Code Example of Time and Date Formats
-- Setting the time zone
SET time_zone = '+01:00'; -- Central European Time (Poland)
-- Inserting a date
INSERT INTO events (event_date) VALUES ('2023-07-19 14:30:00');
-- Displaying the date in different formats
SELECT DATE_FORMAT(event_date, '%d.%m.%Y %H:%i') AS polish_format,
DATE_FORMAT(event_date, '%Y-%m-%d %h:%i %p') AS us_format
FROM events;
Currency Handling
When dealing with monetary values, consider storing amounts in a standard format (e.g., cents) and applying formatting when displaying.
Code Example (PHP) of Currency Handling
<?php
$amount_in_cents = 123456; // Stored in database
$locale = 'pl_PL';
setlocale(LC_MONETARY, $locale);
$formatted_amount = money_format('%.2n', $amount_in_cents / 100);
echo "Amount in PLN: $formatted_amount";
?>
Conclusion
Effective localization in MySQL databases requires a deep understanding of number formats, character sets, and collations to ensure compatibility across different locales. By implementing best practices for storing, displaying, and validating localized data, you can create robust applications that cater to diverse user needs.

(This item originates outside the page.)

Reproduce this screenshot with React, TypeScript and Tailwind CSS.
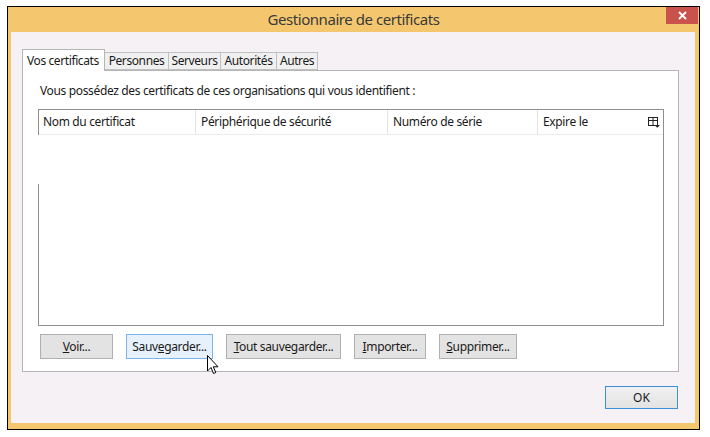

As technology continues to evolve globally, staying informed about these nuances is crucial for developing inclusive and accessible software solutions. Regularly review and update your database management strategies to meet the ever-changing demands of localization requirements.
Remember that localization goes beyond just database management - it also involves adapting user interfaces, content, and overall user experience to meet the cultural and linguistic expectations of your target audience.